E para finalizar Lina, você falou que se fosse chamada faria um curta e tudo mais. Futuramente, você teve agora o sucesso com “A Via láctea”, e tem uma carreira de sucesso, queria saber quais são seus projetos futuros, se tem também um curta, ou se vai ser um longa, como está?
Olha eu não tenho um curta, no momento eu estou com um projeto novo, que está em etapa de argumento para o longa-metragem que se chama “O peso das Sombras” que será uma adaptação de um romance do Francisco Dantas, que é Sob o peso das sombras, e para o filme eu dei o título de “O peso das Sombras”, estou aí começando a escrever. Estou também escrevendo um roteiro junto com o Babenco, que será o próximo filme dele, e estou ainda com “A via Láctea”, eu viajando menos, mas o filme viajando igual, quer dizer, continua viajando pelo mundo e indo a festivais. Ontem agente ganhou um prêmio na Rússia, ganhou melhor direção na Rússia, os russos curtiram o filme, então o filme ainda dá trabalho. Então estou muito ocupada, não tenho um curta no meio do caminho, agora como teria um curta, aqui pensando com você? Se tivesse uma idéia que é para um curta. Aí todas as idéias são filhas de deus, como eu estou muito ocupada, e digamos assim, encaminhada em outros projetos, não me passa pela cabeça, mas se surgisse uma idéia e essa idéia fosse para um curta, porque não? É sempre filmar, é sempre um exercício cinematográfico. É que é difícil mesmo, é gozado, porque na prática, se sua carreira se encaminha, esse momento, que é um momento bacana, que é pós segundo longa, você ainda está construindo a tua linguagem, a tua carreira, você não tem muito tempo. Mas se eu fosse convidada, por exemplo, eu não tenho o menor preconceito, acho muito lindo.
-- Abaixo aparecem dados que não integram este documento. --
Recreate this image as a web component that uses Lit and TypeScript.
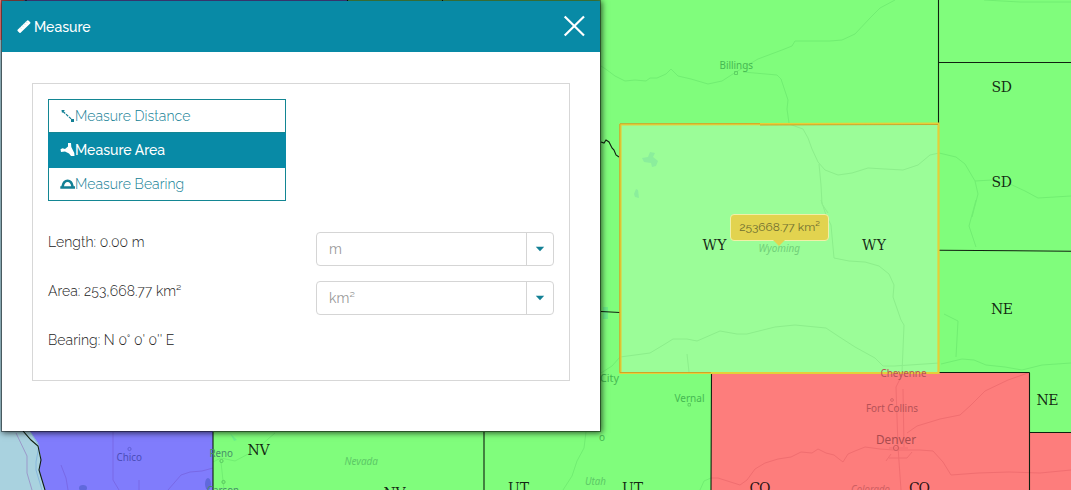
import { LitElement, html, css, svg } from "lit";
import { customElement } from "lit/decorators.js";

type Label = [text: string, x: number, y: number, width: number];

const STATES: Label[] = [
  ["SD", 991.5, 92, 20.5], ["SD", 991.5, 186.5, 20.5], ["WY", 702.5, 250.3, 24], ["WY", 862, 250.3, 24],
  ["NE", 991, 314, 22], ["NE", 1036.5, 405.3, 22], ["NV", 247.5, 455.3, 22], ["NV", 383.5, 498, 22],
  ["UT", 508, 492.5, 21], ["UT", 622, 492.5, 21], ["CO", 749.5, 493, 21], ["CO", 909, 493, 21],
];

@customElement("map-canvas")
export class MapCanvas extends LitElement {
  static styles = css`
    :host { display: block; }
    svg { display: block; }
    .state { font: 14px "DejaVu Serif", serif; fill: #000; fill-opacity: .85; }
    .town { font-family: "Noto Sans", sans-serif; font-size: 11px; }
    .green { fill: #46b852; }
    .blue { fill: #4a4cb8; }
    .red { fill: #b65257; }
    .mixed { fill: #458f68; }
    .region { font-style: italic; font-size: 10px; fill: #5cc966; }
    .region-light { fill: #72cf78; }
    .region-red { fill: #cf5f63; }
    .big { font-size: 12.5px; fill: #a94b4f; }
    .road { fill: none; stroke: #71ee72; stroke-width: 1; }
    .road-light { fill: none; stroke: #8cee8b; stroke-width: 1; }
    .road-red { fill: none; stroke: #f06e70; stroke-width: 1; }
    .road-blue { fill: none; stroke: #7869e6; stroke-width: 1; }
    .edge { fill: none; stroke: #102010; stroke-width: 1.1; }
  `;

  private town(cls: string, [t, x, y, w]: Label) {
    return svg`<text class="town ${cls}" x=${x} y=${y} textLength=${w} lengthAdjust="spacingAndGlyphs">${t}</text>`;
  }

  render() {
    return html`<svg width="1071" height="490" viewBox="0 0 1071 490">
      <rect width="1071" height="490" fill="#80fd7c" />
      <rect width="348" height="40" fill="#807cfc" />
      <rect width="24" height="40" fill="#fd7d7c" />
      <path d="M0 40H30V420H0Z" fill="#a9d2df" />
      <path d="M0 420H213V490H0Z" fill="#807cfc" />
      <path d="M0 420H24L31 433L38 443L41 458L39 470L45 490H0Z" fill="#a9d2df" />
      <path d="M711.5 373H1029.5V432.5H1071V490H711Z" fill="#fd7d7c" />
      <rect x="620" y="124" width="319" height="249" fill="#9bfd98" />

      <path class="road" d="M601 66L607 70L615 76L625 81L635 80L646 81L650 78L657 78L666 74L671 69L678 76L691 79L708 84L722 81L736 72L758 59L782 50L792 46L795 41H830L842 40L855 34L870 18L880 8L895 0M743 72L777 75L781 79L785 91L788 100L787 109L789 123M939 153L956 157L965 164L975 181L992 180L1010 184L1025 191L1038 198L1071 196M975 181L978 194L972 217M976 200L969 226L976 247M601 373L612 366L620 357M941 364L962 359L974 360L986 365L1005 367L1022 370L1042 365L1071 363M944 314L958 321L956 357M586 432L584 448L577 461L572 476L563 490M711 478L704 481L700 490M213 462L221 458L235 461L250 453L260 446L275 433M221 462L224 490M984 0L1020 2H1071" />
      <path class="road-light" d="M789 124L803 129L808 138L812 149L818 162L825 170L838 175L852 173L868 168L885 169L903 170L918 165L930 155L939 153M819 164L821 185L822 204L828 213M821 200L826 215L831 225L834 258L849 261L865 262L879 266L889 274L894 285L893 297L901 320L904 325L902 373M620 357L650 353L665 344L673 339H687L697 341L720 331L737 334H747L775 327L795 325L826 328L838 336L855 347L875 358L883 366L895 366L939 363M687 354L689 372" />
      <path class="road-red" d="M903 373L896 387L898 447L901 490M903 389L904 447M907 433L917 426L940 419L960 415L971 405L985 391L1008 380L1028 373M711 478L718 478L740 485L747 480L755 469L765 463L778 459L791 457L801 452L812 453L818 449L826 453L834 455L839 459L843 462L848 454L855 451L865 447L880 449L894 450H920L933 451L943 462L951 475L978 473L1009 472L1040 473L1071 470M886 461L891 454M889 458H907L912 452M889 448H908" />
      <path class="road-blue" d="M113 432V480L119 490M61 465L66 478L68 490M168 490L181 475L190 472L202 471L213 468M139 480V490" />
      <path d="M16 433L27 456V473L32 490" fill="none" stroke="#9b99ca" />
      <path d="M31 433L39 446L36 462L36 470L42 490" fill="none" stroke="#88b8dd" />
      <path d="M642 158L648 157L650 152L655 153L653 157L658 161L656 166L652 167L651 163L644 162ZM636 189L638 190L639 198L635 197L634 194Z" fill="#8bee9c" />
      <ellipse cx="83" cy="488" rx="4" ry="3" fill="#6069dc" /><ellipse cx="208" cy="484" rx="3" ry="6" fill="#6069dc" />
      <path d="M603 307H608V319H603ZM230 433L237 440L234 441Z" fill="#6cef88" />

      <path class="edge" d="M938.5 0V124M939 62.5H1071M939 250.2L1071 251.2M939 372.5H1029.5M711.5 373L711 490M601 142L604 143L606 140L609 142L612 148L614 150L616 155L619 157M601 311.5L620 312.5M484 432V490M213 432V490M23 431L31 440L38 446L41 460L39 470L45 490M347.5 0V10M442.5 0V2M26 0V2" />
      <path class="edge" d="M1029.5 372.5V490M1030 432.5H1071" />
      <path d="M620.5 124.5L938.5 123.5V373H620.5Z" fill="none" stroke="#e5cf38" stroke-width="2.2" />
      <path d="M620 123.7H760M760 125L938 124.5M619.8 124V372.5H711" fill="none" stroke="#c98f20" stroke-width=".7" />

      ${this.town("green", ["Billings", 719.5, 69, 33.5])}
      ${this.town("green", ["City", 600, 382, 19])}
      ${this.town("green", ["Vernal", 674.5, 402, 30])}
      ${this.town("green", ["o", 599, 441, 6])}
      ${this.town("mixed", ["Reno", 209.5, 457, 23.5])}
      ${this.town("mixed", ["Carson", 207, 494, 32])}
      ${this.town("blue", ["Chico", 116.5, 461, 25.5])}
      ${this.town("red", ["Cheyenne", 880.5, 376.5, 46])}
      ${this.town("red", ["Fort Collins", 866, 412, 52])}
      ${this.town("big", ["Denver", 876, 443.5, 40])}
      ${this.town("region region-light", ["Wyoming", 758.5, 252, 41.5])}
      ${this.town("region", ["Nevada", 344.5, 464.5, 33.5])}
      ${this.town("region", ["Utah", 585, 485, 21])}
      ${this.town("region region-red", ["Colorado", 851, 493, 39])}
      <g fill="none" stroke-width=".9">
        <path d="M734.5 71.5H737.5V74.5H734.5ZM688 403.5H690.5V406H688Z" stroke="#5acd60" />
        <circle cx="129.5" cy="449" r="1.6" stroke="#5c5bd0" />
        <circle cx="221.5" cy="461" r="1.6" stroke="#55c25c" /><circle cx="223.5" cy="482" r="1.6" stroke="#55c25c" />
        <circle cx="892" cy="400" r="1.4" stroke="#d56064" /><circle cx="896" cy="448" r="2.6" stroke="#c9595d" />
      </g>
      ${STATES.map(([t, x, y, w]) => svg`<text class="state" x=${x} y=${y} textLength=${w}>${t}</text>`)}
    </svg>`;
  }
}

@customElement("measure-dialog")
export class MeasureDialog extends LitElement {
  static styles = css`
    :host { display: block; box-sizing: border-box; width: 600px; height: 432px; background: #fff;
      background-clip: padding-box; border: 1px solid rgba(0,0,0,.4); box-shadow: 1px 1px 6px rgba(0,0,0,.65);
      font: 300 14px/20px Raleway, Lato, sans-serif; color: #222; }
    .head { height: 51px; background: #088aa6; color: #fff; display: flex; align-items: center; padding: 0 15px; }
    .title { font-weight: 500; margin-left: 2px; flex: 1; }
    .close { display: block; position: relative; top: -1px; }
    .panel { margin: 31px 30px 0; height: 298px; box-sizing: border-box; border: 1px solid #d7d7d7; padding: 15px; }
    .modes { width: 238px; }
    .mode { box-sizing: border-box; height: 34px; border: 1px solid #138693; color: #138095; display: flex;
      align-items: center; padding-left: 11px; letter-spacing: .06px; }
    .mode + .mode { border-top: 0; }
    .on { position: relative; background: #088aa6; border-color: #088aa6; color: #fff; font-weight: 500;
      letter-spacing: 0; box-shadow: 0 1px #088aa6; }
    .mode svg { display: block; flex: none; }
    .rows { margin-top: 31px; display: grid; grid-template-columns: 268px 238px; row-gap: 15px; letter-spacing: .06px; }
    .value { height: 34px; line-height: 20px; }
    .select { box-sizing: border-box; height: 34px; border: 1px solid #d5d5d5; border-radius: 4px; display: flex;
      color: #999; font-weight: 400; }
    .unit { flex: 1; padding-left: 12px; line-height: 33px; }
    .drop { width: 26px; border-left: 1px solid #d5d5d5; display: flex; align-items: center; justify-content: center; }
    .lbl { white-space: nowrap; }
  `;

  private select(unit: string) {
    return html`<div class="select"><span class="unit">${unit}</span><span class="drop">
      <svg width="10" height="6" viewBox="0 0 10 6"><path d="M.8 .7H9.2L5 5.3Z" fill="#138095" /></svg></span></div>`;
  }

  render() {
    return html`
      <div class="head">
        <svg width="15" height="15" viewBox="0 0 15 15"><path d="M.6 10.8L10.2 1.4Q10.8 1 11.4 1.5L13.3 3.3Q13.7 3.9 13.2 4.5L3.6 13.8Q3 14.3 2.4 13.7L.6 11.9Q.2 11.4 .6 10.8Z" fill="#fff" /><path d="M3 8.3L4.4 9.7M5 6.4L6.4 7.8M7 4.5L8.4 5.9M9 2.6L10.4 4" stroke="#8cc9d6" stroke-width=".6" /></svg>
        <span class="title">Measure</span>
        <svg class="close" width="22" height="22" viewBox="0 0 22 22"><path d="M1.7 1.5L21 20.5M21 1.5L1.7 20.5" stroke="#fff" stroke-width="2.2" /></svg>
      </div>
      <div class="panel">
        <div class="modes">
          <div class="mode"><svg width="15" height="16" viewBox="0 0 15 16"><path d="M3 3.5L13 12.5" stroke="#138095" stroke-width="1.2" stroke-dasharray="3 1" /><path d="M1.5 2H5L2 5ZM11 11H14V14H11Z" fill="#138095" /></svg><span class="lbl">Measure Distance</span></div>
          <div class="mode on"><svg width="15" height="16" viewBox="0 0 15 16"><path d="M8 1H11L11.3 5L14.3 11L14.5 14H11L9 11.5L5 9.5L1 10L.5 7.3L2.5 6.3L5 7L8 4.5Z" fill="#fff" /></svg><span class="lbl">Measure Area</span></div>
          <div class="mode"><svg width="15" height="16" viewBox="0 0 15 16"><path fill-rule="evenodd" d="M.3 12.8V10.2H1.3Q2.5 3.7 7.6 3.5Q12.7 3.7 13.8 10.2H15V12.8ZM4 10.2H11.2Q10.6 6.3 7.6 6.1Q4.6 6.3 4 10.2Z" fill="#138095" /></svg><span class="lbl">Measure Bearing</span></div>
        </div>
        <div class="rows">
          <div class="value"><span class="lbl">Length: 0.00 m</span></div>${this.select("m")}
          <div class="value"><span class="lbl">Area: 253,668.77 km²</span></div>${this.select("km²")}
          <div class="value"><span class="lbl">Bearing: N 0° 0' 0'' E</span></div>
        </div>
      </div>`;
  }
}

@customElement("app-root")
export class AppRoot extends LitElement {
  static styles = css`
    :host { display: block; position: relative; width: 1071px; height: 490px; overflow: hidden; }
    .dialog { position: absolute; left: 1px; top: 0; }
    .tip { position: absolute; left: 730px; top: 214px; width: 99px; height: 27px; box-sizing: border-box;
      border: 1px solid #f0f0a8; border-radius: 4px; background: #e2d34f; color: #6f6e31;
      font: 400 12px/24px Raleway, Lato, sans-serif; text-align: center; }
    .tip::after { content: ""; position: absolute; left: 42px; top: 25px; border: 6px solid transparent;
      border-top-color: #e2d34f; border-bottom: 0; }
  `;
  render() {
    return html`<map-canvas></map-canvas>
      <div class="tip">253668.77 km²</div>
      <measure-dialog class="dialog"></measure-dialog>`;
  }
}
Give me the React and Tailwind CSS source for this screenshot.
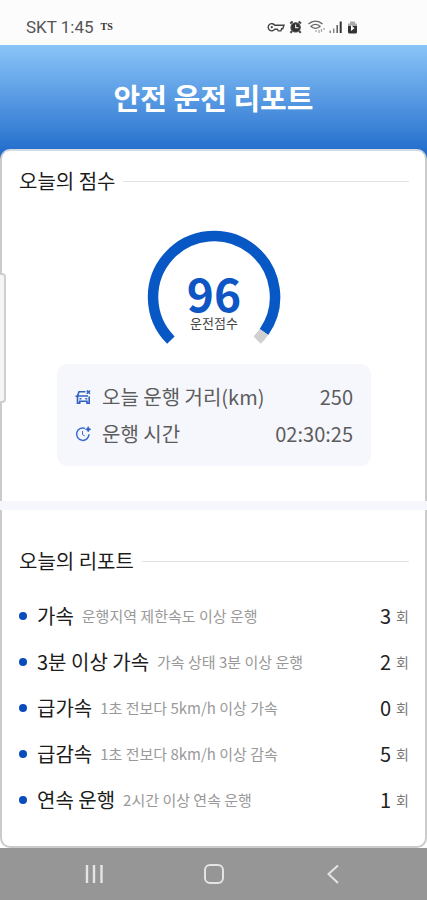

Eu e o Marco Ricca, que fez a via láctea, uma vez voltando de uma viagem no avião, agente começou a pensar antes do próximo filme, porque essa coisa de longa demora, longa é um compromisso de no mínimo 3 anos. E agente veio brincando, falando até nisso, porque o curta é mais ágil, agente até chegou a ler alguma coisa, só que ai cada um ficou ocupado no seu próximo longa, e aquilo ficou meio de lado, como o ritmo da vida do cineasta, então eu acho que é um pouco isso que acontece com o longa. Mas eu não acho que o curta é menos que o longa, é isso que eu queria dizer, acho que é muito pelo contrario, acho que cada um é um, e cada um é em um momento. E em importância fundamental, a paixão que eu tenho pelo cinema vem também da experiência com o meu curta, ele me forma, ele me ensinou muitas coisas. E fazer cinema é fazer cinema, é a hora que você diz ação, é a hora que o ator diz aquela linha do roteiro, é a pré produção, é a montagem, é esse jogo, existe nas duas circunstancias, curta ou longa.